- Data -
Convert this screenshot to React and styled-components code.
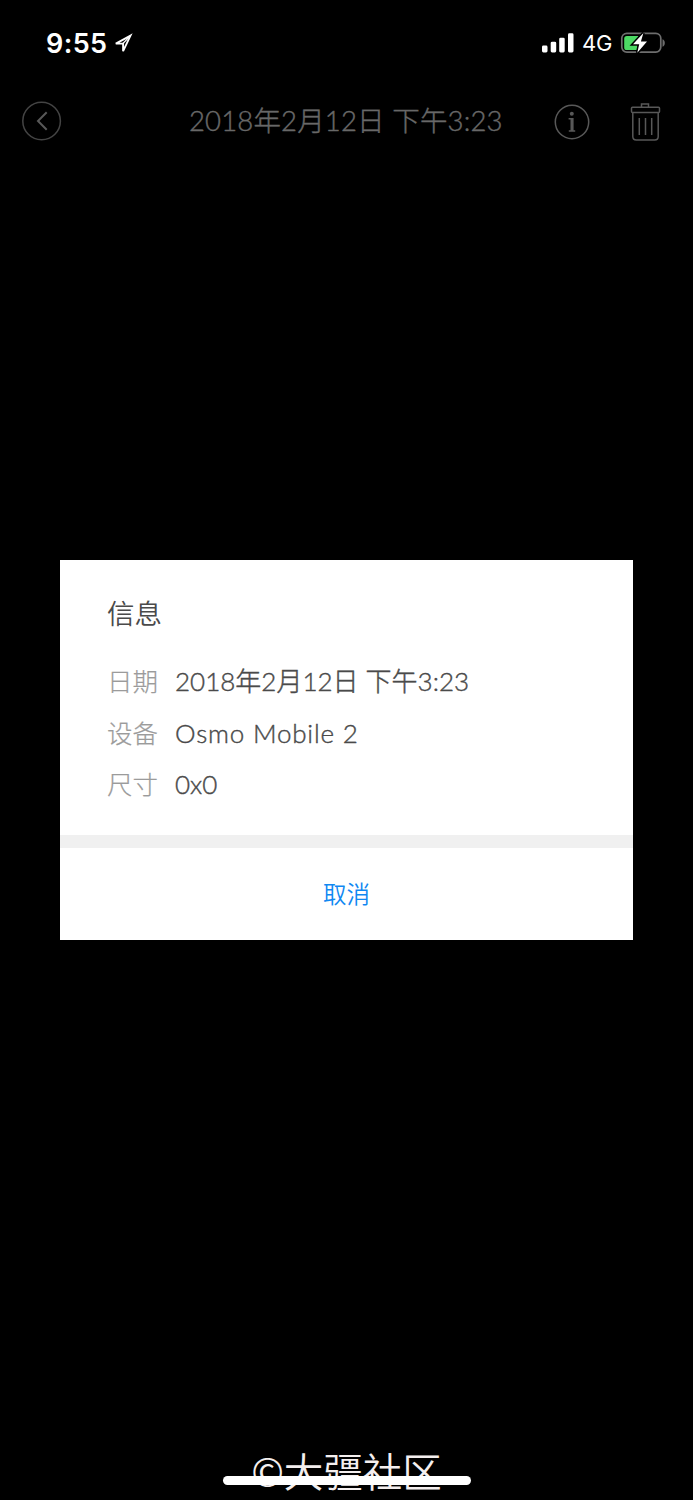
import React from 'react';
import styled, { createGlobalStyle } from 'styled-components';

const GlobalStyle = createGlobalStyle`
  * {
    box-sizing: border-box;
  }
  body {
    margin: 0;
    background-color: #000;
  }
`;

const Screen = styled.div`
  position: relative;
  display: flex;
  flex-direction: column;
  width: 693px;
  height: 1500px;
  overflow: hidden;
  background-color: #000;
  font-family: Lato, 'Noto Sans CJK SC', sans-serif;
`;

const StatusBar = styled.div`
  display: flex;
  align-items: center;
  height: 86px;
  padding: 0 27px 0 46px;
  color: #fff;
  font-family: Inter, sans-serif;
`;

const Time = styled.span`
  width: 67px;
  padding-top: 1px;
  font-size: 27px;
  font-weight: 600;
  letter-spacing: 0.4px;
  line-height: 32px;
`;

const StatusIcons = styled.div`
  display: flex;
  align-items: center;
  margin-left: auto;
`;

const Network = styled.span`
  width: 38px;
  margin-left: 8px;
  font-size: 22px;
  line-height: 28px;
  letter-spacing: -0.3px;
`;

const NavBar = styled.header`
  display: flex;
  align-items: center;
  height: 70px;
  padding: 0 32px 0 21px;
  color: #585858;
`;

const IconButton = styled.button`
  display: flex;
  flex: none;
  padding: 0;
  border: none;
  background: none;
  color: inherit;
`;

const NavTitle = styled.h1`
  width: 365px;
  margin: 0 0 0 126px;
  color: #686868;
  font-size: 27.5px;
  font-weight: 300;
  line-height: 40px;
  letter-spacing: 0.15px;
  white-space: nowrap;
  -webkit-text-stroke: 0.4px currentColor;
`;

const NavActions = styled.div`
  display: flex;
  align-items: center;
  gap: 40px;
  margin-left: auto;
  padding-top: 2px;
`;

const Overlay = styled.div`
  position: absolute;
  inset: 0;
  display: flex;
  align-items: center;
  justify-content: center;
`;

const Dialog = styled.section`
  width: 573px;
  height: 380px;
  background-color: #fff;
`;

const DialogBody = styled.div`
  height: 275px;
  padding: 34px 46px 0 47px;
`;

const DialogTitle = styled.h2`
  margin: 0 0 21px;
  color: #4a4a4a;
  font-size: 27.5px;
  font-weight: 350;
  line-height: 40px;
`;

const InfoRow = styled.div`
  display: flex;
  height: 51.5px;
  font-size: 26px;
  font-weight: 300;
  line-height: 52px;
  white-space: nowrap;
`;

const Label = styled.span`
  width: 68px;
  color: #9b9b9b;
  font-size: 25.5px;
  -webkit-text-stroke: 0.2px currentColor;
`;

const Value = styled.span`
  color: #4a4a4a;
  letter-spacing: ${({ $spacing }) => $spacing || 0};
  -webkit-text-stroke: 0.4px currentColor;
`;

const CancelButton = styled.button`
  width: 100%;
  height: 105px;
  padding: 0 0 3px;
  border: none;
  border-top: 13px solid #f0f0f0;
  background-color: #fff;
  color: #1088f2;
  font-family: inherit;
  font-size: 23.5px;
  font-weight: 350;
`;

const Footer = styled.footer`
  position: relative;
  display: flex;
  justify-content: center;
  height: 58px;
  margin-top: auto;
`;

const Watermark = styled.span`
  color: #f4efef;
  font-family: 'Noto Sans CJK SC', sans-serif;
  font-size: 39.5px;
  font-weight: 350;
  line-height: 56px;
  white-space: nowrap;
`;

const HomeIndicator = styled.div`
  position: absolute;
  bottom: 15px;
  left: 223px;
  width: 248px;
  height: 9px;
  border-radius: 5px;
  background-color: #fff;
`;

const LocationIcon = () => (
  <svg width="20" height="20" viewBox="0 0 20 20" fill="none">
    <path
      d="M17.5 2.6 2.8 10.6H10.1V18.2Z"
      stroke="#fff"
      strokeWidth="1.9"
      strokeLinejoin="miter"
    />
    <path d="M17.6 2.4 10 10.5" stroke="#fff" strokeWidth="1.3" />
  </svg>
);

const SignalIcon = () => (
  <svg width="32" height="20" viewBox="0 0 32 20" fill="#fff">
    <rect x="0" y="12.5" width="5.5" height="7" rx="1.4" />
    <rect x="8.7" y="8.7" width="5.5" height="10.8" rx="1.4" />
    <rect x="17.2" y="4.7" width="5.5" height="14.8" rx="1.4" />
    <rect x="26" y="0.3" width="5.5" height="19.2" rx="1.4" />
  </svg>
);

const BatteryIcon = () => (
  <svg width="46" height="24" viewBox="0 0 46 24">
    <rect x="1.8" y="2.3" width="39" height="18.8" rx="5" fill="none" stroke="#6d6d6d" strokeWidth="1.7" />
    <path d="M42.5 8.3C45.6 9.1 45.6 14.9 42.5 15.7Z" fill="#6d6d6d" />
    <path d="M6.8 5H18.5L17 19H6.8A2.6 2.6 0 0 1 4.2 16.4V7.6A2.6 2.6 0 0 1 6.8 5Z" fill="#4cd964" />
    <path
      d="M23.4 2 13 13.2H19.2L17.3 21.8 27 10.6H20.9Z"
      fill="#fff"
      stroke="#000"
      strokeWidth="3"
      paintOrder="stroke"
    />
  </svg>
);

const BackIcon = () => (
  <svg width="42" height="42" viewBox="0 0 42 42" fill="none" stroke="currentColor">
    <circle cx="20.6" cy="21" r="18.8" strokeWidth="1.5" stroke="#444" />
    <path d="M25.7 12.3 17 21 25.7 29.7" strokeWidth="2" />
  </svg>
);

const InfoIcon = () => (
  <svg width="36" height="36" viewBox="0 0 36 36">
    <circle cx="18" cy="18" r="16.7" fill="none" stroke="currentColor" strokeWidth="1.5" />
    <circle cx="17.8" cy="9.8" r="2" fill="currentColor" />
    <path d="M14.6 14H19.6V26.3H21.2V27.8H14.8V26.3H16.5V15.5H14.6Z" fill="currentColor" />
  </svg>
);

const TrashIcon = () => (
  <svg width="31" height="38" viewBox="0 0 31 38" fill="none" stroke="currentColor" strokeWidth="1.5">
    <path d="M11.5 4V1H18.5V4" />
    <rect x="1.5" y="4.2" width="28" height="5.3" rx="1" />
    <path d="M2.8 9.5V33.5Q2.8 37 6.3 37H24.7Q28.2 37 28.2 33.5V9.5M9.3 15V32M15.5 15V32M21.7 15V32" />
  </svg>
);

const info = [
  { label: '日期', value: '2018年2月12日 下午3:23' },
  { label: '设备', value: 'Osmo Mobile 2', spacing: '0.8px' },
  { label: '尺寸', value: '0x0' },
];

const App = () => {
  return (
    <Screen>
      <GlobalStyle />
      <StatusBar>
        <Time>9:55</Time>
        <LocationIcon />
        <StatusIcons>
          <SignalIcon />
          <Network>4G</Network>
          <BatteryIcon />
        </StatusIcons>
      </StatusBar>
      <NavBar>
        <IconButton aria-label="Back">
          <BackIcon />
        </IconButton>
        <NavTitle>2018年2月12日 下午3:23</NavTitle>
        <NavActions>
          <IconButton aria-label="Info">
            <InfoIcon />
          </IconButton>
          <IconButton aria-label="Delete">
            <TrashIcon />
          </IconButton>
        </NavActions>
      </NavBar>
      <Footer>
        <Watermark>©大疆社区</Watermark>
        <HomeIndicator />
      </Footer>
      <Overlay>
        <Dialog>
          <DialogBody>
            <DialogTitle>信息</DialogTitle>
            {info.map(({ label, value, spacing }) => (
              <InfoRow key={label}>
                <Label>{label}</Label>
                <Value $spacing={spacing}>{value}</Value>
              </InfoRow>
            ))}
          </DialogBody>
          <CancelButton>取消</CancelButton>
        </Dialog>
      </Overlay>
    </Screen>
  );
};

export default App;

- Directions for this task -
Copy out all the data without changing anything, and drop the pictures.

- The completed task -
Convert this screenshot to React and styled-components code.
import React from 'react';
import styled, { createGlobalStyle } from 'styled-components';

const GlobalStyle = createGlobalStyle`
  * {
    box-sizing: border-box;
  }
  body {
    margin: 0;
    background-color: #000;
  }
`;

const Screen = styled.div`
  position: relative;
  display: flex;
  flex-direction: column;
  width: 693px;
  height: 1500px;
  overflow: hidden;
  background-color: #000;
  font-family: Lato, 'Noto Sans CJK SC', sans-serif;
`;

const StatusBar = styled.div`
  display: flex;
  align-items: center;
  height: 86px;
  padding: 0 27px 0 46px;
  color: #fff;
  font-family: Inter, sans-serif;
`;

const Time = styled.span`
  width: 67px;
  padding-top: 1px;
  font-size: 27px;
  font-weight: 600;
  letter-spacing: 0.4px;
  line-height: 32px;
`;

const StatusIcons = styled.div`
  display: flex;
  align-items: center;
  margin-left: auto;
`;

const Network = styled.span`
  width: 38px;
  margin-left: 8px;
  font-size: 22px;
  line-height: 28px;
  letter-spacing: -0.3px;
`;

const NavBar = styled.header`
  display: flex;
  align-items: center;
  height: 70px;
  padding: 0 32px 0 21px;
  color: #585858;
`;

const IconButton = styled.button`
  display: flex;
  flex: none;
  padding: 0;
  border: none;
  background: none;
  color: inherit;
`;

const NavTitle = styled.h1`
  width: 365px;
  margin: 0 0 0 126px;
  color: #686868;
  font-size: 27.5px;
  font-weight: 300;
  line-height: 40px;
  letter-spacing: 0.15px;
  white-space: nowrap;
  -webkit-text-stroke: 0.4px currentColor;
`;

const NavActions = styled.div`
  display: flex;
  align-items: center;
  gap: 40px;
  margin-left: auto;
  padding-top: 2px;
`;

const Overlay = styled.div`
  position: absolute;
  inset: 0;
  display: flex;
  align-items: center;
  justify-content: center;
`;

const Dialog = styled.section`
  width: 573px;
  height: 380px;
  background-color: #fff;
`;

const DialogBody = styled.div`
  height: 275px;
  padding: 34px 46px 0 47px;
`;

const DialogTitle = styled.h2`
  margin: 0 0 21px;
  color: #4a4a4a;
  font-size: 27.5px;
  font-weight: 350;
  line-height: 40px;
`;

const InfoRow = styled.div`
  display: flex;
  height: 51.5px;
  font-size: 26px;
  font-weight: 300;
  line-height: 52px;
  white-space: nowrap;
`;

const Label = styled.span`
  width: 68px;
  color: #9b9b9b;
  font-size: 25.5px;
  -webkit-text-stroke: 0.2px currentColor;
`;

const Value = styled.span`
  color: #4a4a4a;
  letter-spacing: ${({ $spacing }) => $spacing || 0};
  -webkit-text-stroke: 0.4px currentColor;
`;

const CancelButton = styled.button`
  width: 100%;
  height: 105px;
  padding: 0 0 3px;
  border: none;
  border-top: 13px solid #f0f0f0;
  background-color: #fff;
  color: #1088f2;
  font-family: inherit;
  font-size: 23.5px;
  font-weight: 350;
`;

const Footer = styled.footer`
  position: relative;
  display: flex;
  justify-content: center;
  height: 58px;
  margin-top: auto;
`;

const Watermark = styled.span`
  color: #f4efef;
  font-family: 'Noto Sans CJK SC', sans-serif;
  font-size: 39.5px;
  font-weight: 350;
  line-height: 56px;
  white-space: nowrap;
`;

const HomeIndicator = styled.div`
  position: absolute;
  bottom: 15px;
  left: 223px;
  width: 248px;
  height: 9px;
  border-radius: 5px;
  background-color: #fff;
`;

const LocationIcon = () => (
  <svg width="20" height="20" viewBox="0 0 20 20" fill="none">
    <path
      d="M17.5 2.6 2.8 10.6H10.1V18.2Z"
      stroke="#fff"
      strokeWidth="1.9"
      strokeLinejoin="miter"
    />
    <path d="M17.6 2.4 10 10.5" stroke="#fff" strokeWidth="1.3" />
  </svg>
);

const SignalIcon = () => (
  <svg width="32" height="20" viewBox="0 0 32 20" fill="#fff">
    <rect x="0" y="12.5" width="5.5" height="7" rx="1.4" />
    <rect x="8.7" y="8.7" width="5.5" height="10.8" rx="1.4" />
    <rect x="17.2" y="4.7" width="5.5" height="14.8" rx="1.4" />
    <rect x="26" y="0.3" width="5.5" height="19.2" rx="1.4" />
  </svg>
);

const BatteryIcon = () => (
  <svg width="46" height="24" viewBox="0 0 46 24">
    <rect x="1.8" y="2.3" width="39" height="18.8" rx="5" fill="none" stroke="#6d6d6d" strokeWidth="1.7" />
    <path d="M42.5 8.3C45.6 9.1 45.6 14.9 42.5 15.7Z" fill="#6d6d6d" />
    <path d="M6.8 5H18.5L17 19H6.8A2.6 2.6 0 0 1 4.2 16.4V7.6A2.6 2.6 0 0 1 6.8 5Z" fill="#4cd964" />
    <path
      d="M23.4 2 13 13.2H19.2L17.3 21.8 27 10.6H20.9Z"
      fill="#fff"
      stroke="#000"
      strokeWidth="3"
      paintOrder="stroke"
    />
  </svg>
);

const BackIcon = () => (
  <svg width="42" height="42" viewBox="0 0 42 42" fill="none" stroke="currentColor">
    <circle cx="20.6" cy="21" r="18.8" strokeWidth="1.5" stroke="#444" />
    <path d="M25.7 12.3 17 21 25.7 29.7" strokeWidth="2" />
  </svg>
);

const InfoIcon = () => (
  <svg width="36" height="36" viewBox="0 0 36 36">
    <circle cx="18" cy="18" r="16.7" fill="none" stroke="currentColor" strokeWidth="1.5" />
    <circle cx="17.8" cy="9.8" r="2" fill="currentColor" />
    <path d="M14.6 14H19.6V26.3H21.2V27.8H14.8V26.3H16.5V15.5H14.6Z" fill="currentColor" />
  </svg>
);

const TrashIcon = () => (
  <svg width="31" height="38" viewBox="0 0 31 38" fill="none" stroke="currentColor" strokeWidth="1.5">
    <path d="M11.5 4V1H18.5V4" />
    <rect x="1.5" y="4.2" width="28" height="5.3" rx="1" />
    <path d="M2.8 9.5V33.5Q2.8 37 6.3 37H24.7Q28.2 37 28.2 33.5V9.5M9.3 15V32M15.5 15V32M21.7 15V32" />
  </svg>
);

const info = [
  { label: '日期', value: '2018年2月12日 下午3:23' },
  { label: '设备', value: 'Osmo Mobile 2', spacing: '0.8px' },
  { label: '尺寸', value: '0x0' },
];

const App = () => {
  return (
    <Screen>
      <GlobalStyle />
      <StatusBar>
        <Time>9:55</Time>
        <LocationIcon />
        <StatusIcons>
          <SignalIcon />
          <Network>4G</Network>
          <BatteryIcon />
        </StatusIcons>
      </StatusBar>
      <NavBar>
        <IconButton aria-label="Back">
          <BackIcon />
        </IconButton>
        <NavTitle>2018年2月12日 下午3:23</NavTitle>
        <NavActions>
          <IconButton aria-label="Info">
            <InfoIcon />
          </IconButton>
          <IconButton aria-label="Delete">
            <TrashIcon />
          </IconButton>
        </NavActions>
      </NavBar>
      <Footer>
        <Watermark>©大疆社区</Watermark>
        <HomeIndicator />
      </Footer>
      <Overlay>
        <Dialog>
          <DialogBody>
            <DialogTitle>信息</DialogTitle>
            {info.map(({ label, value, spacing }) => (
              <InfoRow key={label}>
                <Label>{label}</Label>
                <Value $spacing={spacing}>{value}</Value>
              </InfoRow>
            ))}
          </DialogBody>
          <CancelButton>取消</CancelButton>
        </Dialog>
      </Overlay>
    </Screen>
  );
};

export default App;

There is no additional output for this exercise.